Illustrations can enhance the style and appeal of your ecommerce site. However, creating illustrations (or hiring skilled illustrators) can be costly and time-consuming.

Thankfully, you can learn how to turn a picture into a line drawing in Photoshop CC 2019 following the photo editing steps below. Images of objects isolated on a white background work best for this technique, making this a great option for modifying or enhancing product photos.

Scroll down below the video for the written tutorial.

Getting started: How to outline an image in Photoshop

If you want to turn a photo into a pencil sketch in Photoshop, but don't want it to look like you did it in Photoshop, you'll need to pay attention to detail and prepare your image properly before you apply any filters.

I’m going to show you one method on how to convert your image into a pencil sketch flawlessly, and then we'll discuss specific tools you can explore to achieve other image outlining effects in Photoshop.

Not all photos are the same, so you'll need to use your judgment as you adjust filters, blurs and layer opacities each time you use Photoshop to convert a photo into a line drawing.

Wish you could just hand this over to a pro? Surprise, you can.

Step 1: Adjust the contrast of your photo

First step.jpg

For the first step, we’re going to adjust the contrast of the photo to optimize it for a line drawing. In this photograph, the red parts of the bike contrast significantly against the white background. However, you’ll see there are sections of the bike’s frame that are very light, like up here by the bike’s seat.

We'll adjust the contrast of the entire photograph so the light areas of the bike won’t blend into the background as we modify this photo. Go to your Layers panel and make sure the layer that contains your image is selected. If you're working in a flattened image (such as a JPG), this layer will be the locked Background layer.

Layers panel.png

If you can’t see your Layers panel, you can access it by going to the top menu here, selecting Windows, and then scrolling down until you see “Layers.”

Using Curves

We’re going to use Curves to make the light parts of the photo darker against the light background. To do this, choose Image > Adjustments > Curves from the dropdown menu at the top of Photoshop's application window.

Curves window.jpg

Now I have my Curves window open. This can look intimidating but it’s actually really easy and fun to use. What I’m going to be doing is clicking and dragging on this line here to change the lights and darks in my image, like this.


I’m working in RGB, so when I pull down on the curve, it darkens the inside shades of the image, and when I pull up, it lightens them. If you’re working in CMYK, it’s just the opposite—down to lighten, up to darken.

I want to adjust just these white areas of the bike, so I’ll click on the area in the image to see where those colors correspond on my curve—for this image, it’s up here—and that gives me an idea of where I need to adjust my curve. So, I’ll grab here, and pull down here, and see what that does to my image? Every image is a little bit different, but you should have an idea now of how to use curves to create more contrast between the object and the background.

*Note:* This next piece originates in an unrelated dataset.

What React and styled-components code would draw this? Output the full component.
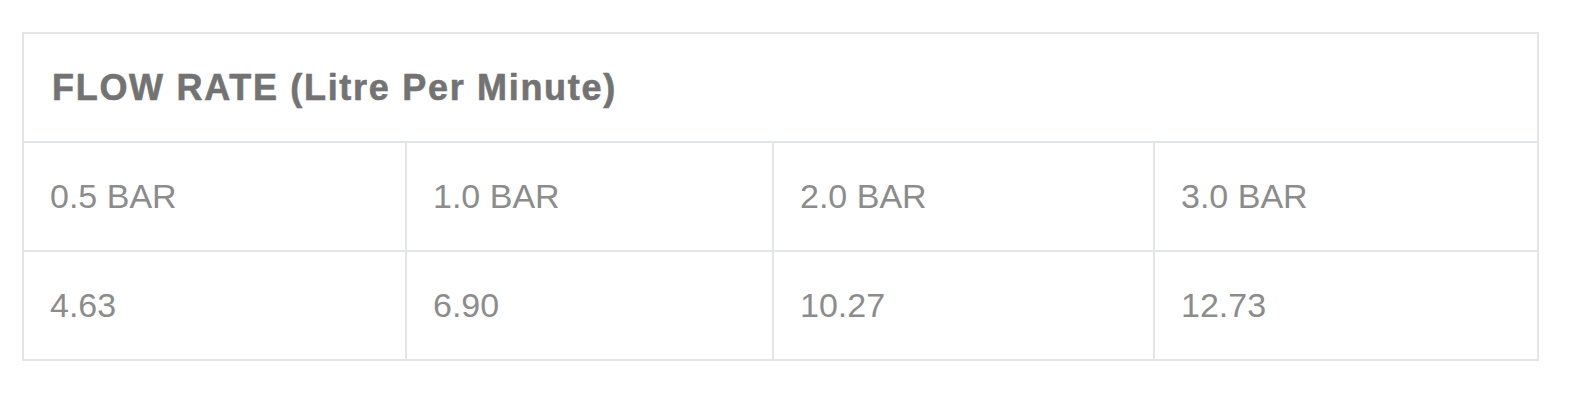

Once you’ve got some significant contrast going on, click OK in the Curves dialog box.

Step 2: Set up your layers

Next thing we’ll be doing is setting up our layers. We’re going to have four regular layers in all and an adjustment layer, and I’ll walk you through each layer, one by one.

In your Layers panel, duplicate the layer containing your image three times, so that you have four identical layers. To duplicate the layer, select the original layer in the Layers panel, click on the Layers panel menu in the upper right hand corner of the panel, and choose Duplicate Layer.

Duplicate Layer.png

Name your layers

Let’s name these layers so we don’t get confused. We can keep the Background layer called “Background,” that’s fine. Now, click on the layer name of the Background copy layer so you can rename it. We’ll call this one “Inverted.” The next layer up—this one called “Background copy 2”—we’ll name “Sketch.” And the top one we’ll rename to “Cross hatch.” Let’s move on to the next step.

Cross Hatch.jpg

Step 3: Convert the image to grayscale using an adjustment layer

This is going to be a black and white sketch, so the next thing we’re going to do is convert our image to black and white. Yes, you can go to Image > Mode > Grayscale and convert it that way, but we’re going to use an Adjustment Layer, which is a little more elegant and isn’t as destructive.

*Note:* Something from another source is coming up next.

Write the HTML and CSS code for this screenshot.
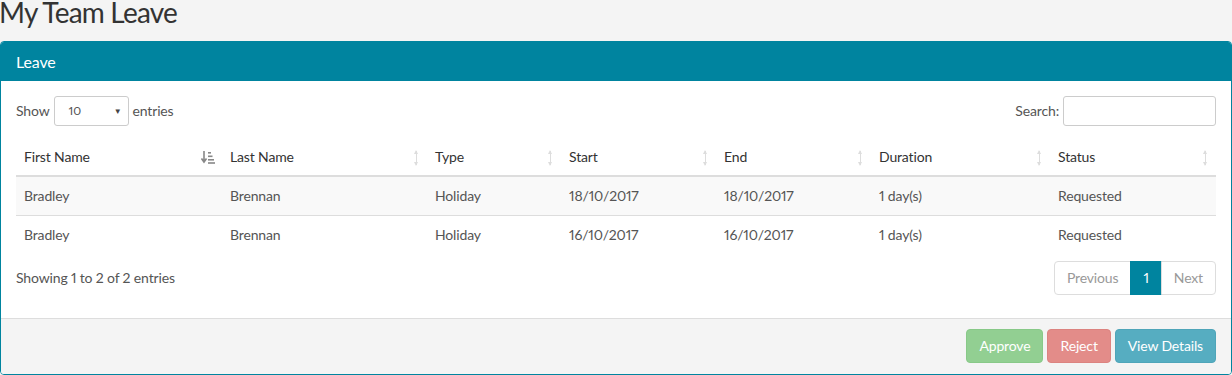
FILE: index.html
```html
<!DOCTYPE html>
<html lang="en">
<head>
  <meta charset="UTF-8">
  <title>My Team Leave</title>
  <link rel="stylesheet" href="styles.css">
</head>
<body>

<h1 class="page-title">My Team Leave</h1>

<div class="panel">
  <div class="panel-heading">Leave</div>

  <div class="panel-body">
    <!-- Length + search controls -->
    <div class="dt-top">
      <label class="dt-length">Show
        <span class="fake-select">10 <span class="caret">&#9660;</span></span>
        entries</label>
      <label class="dt-search">Search: <input type="text" class="search-input"></label>
    </div>

    <table class="leave-table">
      <colgroup>
        <col style="width: 206px">
        <col style="width: 205px">
        <col style="width: 134px">
        <col style="width: 155px">
        <col style="width: 155px">
        <col style="width: 179px">
        <col style="width: 166px">
      </colgroup>
      <thead>
        <tr>
          <th class="sorted">First Name
            <svg class="sort-icon" viewBox="0 0 14 14" width="14" height="14">
              <path d="M3 1v10M0.5 8.5L3 12l2.5-3.5" fill="none" stroke="#888" stroke-width="1.6"/>
              <rect x="7" y="2" width="3" height="1.6" fill="#888"/>
              <rect x="7" y="5.5" width="4.5" height="1.6" fill="#888"/>
              <rect x="7" y="9" width="6" height="1.6" fill="#888"/>
              <rect x="7" y="12.2" width="7" height="1.6" fill="#888"/>
            </svg>
          </th>
          <th>Last Name <span class="sort-both"></span></th>
          <th>Type <span class="sort-both"></span></th>
          <th>Start <span class="sort-both"></span></th>
          <th>End <span class="sort-both"></span></th>
          <th>Duration <span class="sort-both"></span></th>
          <th>Status <span class="sort-both"></span></th>
        </tr>
      </thead>
      <tbody>
        <tr class="odd">
          <td>Bradley</td><td>Brennan</td><td>Holiday</td><td>18/10/2017</td><td>18/10/2017</td><td>1 day(s)</td><td>Requested</td>
        </tr>
        <tr>
          <td>Bradley</td><td>Brennan</td><td>Holiday</td><td>16/10/2017</td><td>16/10/2017</td><td>1 day(s)</td><td>Requested</td>
        </tr>
      </tbody>
    </table>

    <div class="dt-bottom">
      <div class="dt-info">Showing 1 to 2 of 2 entries</div>
      <ul class="pagination">
        <li class="disabled">Previous</li>
        <li class="active">1</li>
        <li class="disabled">Next</li>
      </ul>
    </div>
  </div>

  <div class="panel-footer">
    <button class="btn btn-approve">Approve</button>
    <button class="btn btn-reject">Reject</button>
    <button class="btn btn-details">View Details</button>
  </div>
</div>

</body>
</html>
```

FILE: styles.css
```css
/* Page */
body {
  margin: 0;
  background-color: #f4f4f4;
  font-family: Lato, "Open Sans", sans-serif;
  font-size: 14px;
  line-height: 20px;
  color: #555;
  font-variant-numeric: proportional-nums;
  letter-spacing: -0.15px;
}
.page-title {
  margin: -1px 0 15px -1px;
  font-size: 28px;
  font-weight: normal;
  line-height: 27px;
  letter-spacing: -0.8px;
  color: #333;
}

/* Panel */
.panel {
  border: 1px solid #00849f;
  border-radius: 4px;
  background-color: white;
  overflow: hidden;
}
.panel-heading {
  background-color: #00849f;
  color: white;
  font-size: 16px;
  line-height: 19px;
  padding: 10px 15px;
}
.panel-body {
  padding: 15px 15px 23px;
}
.panel-footer {
  background-color: #f4f4f4;
  border-top: 1px solid #ddd;
  padding: 10px 15px 11px;
  display: flex;
  justify-content: flex-end;
  gap: 4px;
}

/* Top controls */
.dt-top {
  display: flex;
  justify-content: space-between;
  align-items: center;
  height: 30px;
}
.dt-length, .dt-search {
  display: flex;
  align-items: center;
  gap: 4px;
}
.fake-select {
  display: flex;
  align-items: center;
  justify-content: space-between;
  box-sizing: border-box;
  width: 75px;
  height: 30px;
  padding: 0 6px 0 14px;
  border: 1px solid #ccc;
  border-radius: 3px;
  font-size: 12px;
  color: #555;
}
.caret {
  font-size: 8px;
  color: #444;
}
.search-input {
  box-sizing: border-box;
  width: 153px;
  height: 30px;
  border: 1px solid #ccc;
  border-radius: 3px;
  margin: 0;
}

/* Table */
.leave-table {
  width: 1200px;
  margin-top: 13px;
  border-collapse: collapse;
  table-layout: fixed;
}
.leave-table th {
  position: relative;
  text-align: left;
  font-weight: normal;
  color: #333;
  padding: 8px 8px;
  border-bottom: 2px solid #ddd;
}
.leave-table td {
  padding: 9px 8px;
  border-top: 1px solid #ddd;
}
.leave-table tr.odd td {
  background-color: #f9f9f9;
}
.sort-icon {
  position: absolute;
  right: 7px;
  top: 11px;
}
.sort-both {
  position: absolute;
  right: 10px;
  top: 12px;
  width: 1px;
  height: 14px;
  background-color: #ddd;
}
.sort-both::before,
.sort-both::after {
  content: "";
  position: absolute;
  left: -2px;
  border-left: 2.5px solid transparent;
  border-right: 2.5px solid transparent;
}
.sort-both::before {
  top: -1px;
  border-bottom: 4px solid #ddd;
}
.sort-both::after {
  bottom: -1px;
  border-top: 4px solid #ddd;
}

/* Bottom controls */
.dt-bottom {
  display: flex;
  justify-content: space-between;
  align-items: flex-start;
  margin-top: 7px;
}
.dt-info {
  padding-top: 7px;
}
.pagination {
  display: flex;
  list-style: none;
  margin: 0;
  padding: 0;
}
.pagination li {
  padding: 6px 12px;
  border: 1px solid #ddd;
  margin-left: -1px;
  color: #999;
  background-color: white;
}
.pagination li:first-child {
  border-radius: 4px 0 0 4px;
}
.pagination li:last-child {
  border-radius: 0 4px 4px 0;
}
.pagination li.active {
  background-color: #00849f;
  border-color: #00849f;
  color: white;
}

/* Buttons */
.btn {
  box-sizing: border-box;
  height: 34px;
  font-family: inherit;
  font-size: 14px;
  line-height: 20px;
  letter-spacing: -0.15px;
  padding: 6px 12px;
  border: 1px solid transparent;
  border-radius: 4px;
  color: white;
  cursor: pointer;
}
.btn-approve {
  background-color: #92cf92;
  border-color: #88c988;
}
.btn-reject {
  background-color: #e38c89;
  border-color: #dc8380;
}
.btn-details {
  background-color: #56adc1;
  border-color: #4fa5b9;
}
```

To start, select the duplicated layer at the top of the Layers panel. We’re doing this so that the adjustment layer we’re going to create will sit on top of all the other layers.

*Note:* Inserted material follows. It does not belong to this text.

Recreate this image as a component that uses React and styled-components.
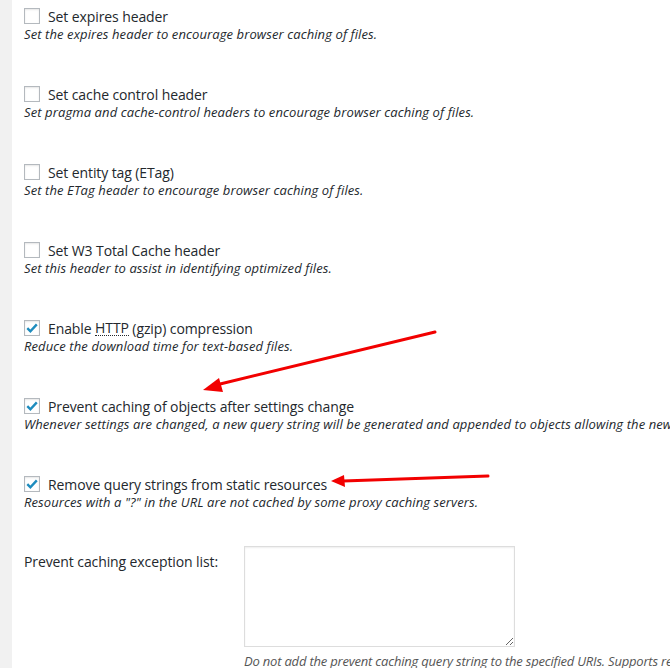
import React from "react";
import styled, { createGlobalStyle } from "styled-components";

const Global = createGlobalStyle`
  html, body { margin: 0; padding: 0; background: #fff; }
  body { font-family: "Open Sans", "Noto Sans", sans-serif; color: #23282d; }
`;

const Page = styled.div`
  position: relative;
  display: flex;
  width: 670px;
  height: 668px;
  overflow: hidden;
`;

const Sidebar = styled.div`
  flex: 0 0 12px;
  background: #f1f1f1;
`;

const Content = styled.div`
  flex: 1;
  background: #fff;
  padding: 7px 0 0 12px;
  display: flex;
  flex-direction: column;
  white-space: nowrap;
  overflow: hidden;
`;

const Options = styled.div`
  display: flex;
  flex-direction: column;
  gap: 42px;
`;

const Option = styled.div`
  display: flex;
  flex-direction: column;
`;

const LabelLine = styled.label`
  display: flex;
  align-items: center;
  height: 18px;
  font-size: 14px;
  letter-spacing: -0.1px;
  color: #23282d;
`;

const Box = styled.span`
  flex: 0 0 auto;
  width: 14px;
  height: 14px;
  border: 1px solid #b4b9be;
  box-shadow: inset 0 1px 2px rgba(0, 0, 0, 0.1);
  background: #fff;
  margin-right: 8px;
  display: flex;
  align-items: center;
  justify-content: center;
`;

const Desc = styled.p`
  margin: 0;
  height: 18px;
  line-height: 18px;
  font-size: 13px;
  font-style: italic;
  letter-spacing: 0.1px;
  color: #23282d;
`;

const Abbr = styled.abbr`
  text-decoration: none;
  border-bottom: 1px dotted #23282d;
  line-height: 14px;
`;

const FieldRow = styled.div`
  display: grid;
  grid-template-columns: 220px auto;
  margin-top: 35px;
`;

const FieldLabel = styled.div`
  font-size: 14px;
  letter-spacing: -0.1px;
  padding-top: 7px;
  line-height: 18px;
`;

const FieldCol = styled.div`
  display: flex;
  flex-direction: column;
  gap: 5px;
`;

const Textarea = styled.textarea`
  width: 271px;
  height: 101px;
  box-sizing: border-box;
  border: 1px solid #ddd;
  box-shadow: inset 0 1px 2px rgba(0, 0, 0, 0.07);
  background: #fff;
  margin: 0;
  resize: both;
`;

const FieldDesc = styled.p`
  margin: 0;
  font-size: 13px;
  font-style: italic;
  letter-spacing: -0.2px;
  color: #555;
  line-height: 18px;
`;

const Overlay = styled.svg`
  position: absolute;
  left: 0;
  top: 0;
  pointer-events: none;
`;

const Check = () => (
  <svg width="14" height="14" viewBox="0 0 14 14">
    <path d="M2.3 7.2 L5.4 10.3 L11.8 3.4" fill="none" stroke="#1e8cbe" strokeWidth="2.4" />
  </svg>
);

const items = [
  { label: "Set expires header", desc: "Set the expires header to encourage browser caching of files." },
  { label: "Set cache control header", desc: "Set pragma and cache-control headers to encourage browser caching of files." },
  { label: "Set entity tag (ETag)", desc: "Set the ETag header to encourage browser caching of files." },
  { label: "Set W3 Total Cache header", desc: "Set this header to assist in identifying optimized files." },
  {
    label: (
      <>
        Enable&nbsp;<Abbr title="Hypertext Transfer Protocol">HTTP</Abbr>&nbsp;(gzip) compression
      </>
    ),
    desc: "Reduce the download time for text-based files.",
    checked: true,
  },
  {
    label: "Prevent caching of objects after settings change",
    desc: "Whenever settings are changed, a new query string will be generated and appended to objects allowing the new policy to be applied.",
    checked: true,
  },
  {
    label: "Remove query strings from static resources",
    desc: 'Resources with a "?" in the URL are not cached by some proxy caching servers.',
    checked: true,
  },
];

export default function App() {
  return (
    <>
      <Global />
      <Page>
        <Sidebar />
        <Content>
          <Options>
            {items.map((it, i) => (
              <Option key={i}>
                <LabelLine>
                  <Box>{it.checked && <Check />}</Box>
                  {it.label}
                </LabelLine>
                <Desc>{it.desc}</Desc>
              </Option>
            ))}
          </Options>
          <FieldRow>
            <FieldLabel>Prevent caching exception list:</FieldLabel>
            <FieldCol>
              <Textarea />
              <FieldDesc>
                Do not add the prevent caching query string to the specified URIs. Supports regular expressions.
              </FieldDesc>
            </FieldCol>
          </FieldRow>
        </Content>
        <Overlay width="670" height="668">
          <line x1="435" y1="332" x2="216" y2="385" stroke="#f20000" strokeWidth="3" strokeLinecap="round" />
          <polygon points="203,390 219,378 223,392" fill="#f20000" />
          <line x1="488" y1="476" x2="343" y2="481" stroke="#f20000" strokeWidth="3" strokeLinecap="round" />
          <polygon points="331,481 344,475 345,487" fill="#f20000" />
        </Overlay>
      </Page>
    </>
  );
}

Select the Adjustment Layer icon at the bottom of the Layers panel—it’s the icon that looks like a half black, half white circle. Choose Hue/Saturation from the dropdown menu.

Hue and Saturation.png

Voila! You've just created an adjustment layer for Hue/Saturation, which means all layers that appear beneath the adjustment layer will retain the Hue/Saturation properties you set for that adjustment layer.

Adjust properties

With your adjustment layer still selected, go to your Properties panel, located to the right of your image by default. If you don't see your Properties panel, you can choose Window > Properties from the dropdown menu at the top of the Photoshop application window.

You'll see three sliders in the Properties panel: Hue, Saturation and Lightness. Drag the slider for Saturation as far as it will go to the left, so that the value listed for Saturation is now -100.

Hue,Saturation and Lightness.png

Your image now appears grayscale. Pretty cool, right?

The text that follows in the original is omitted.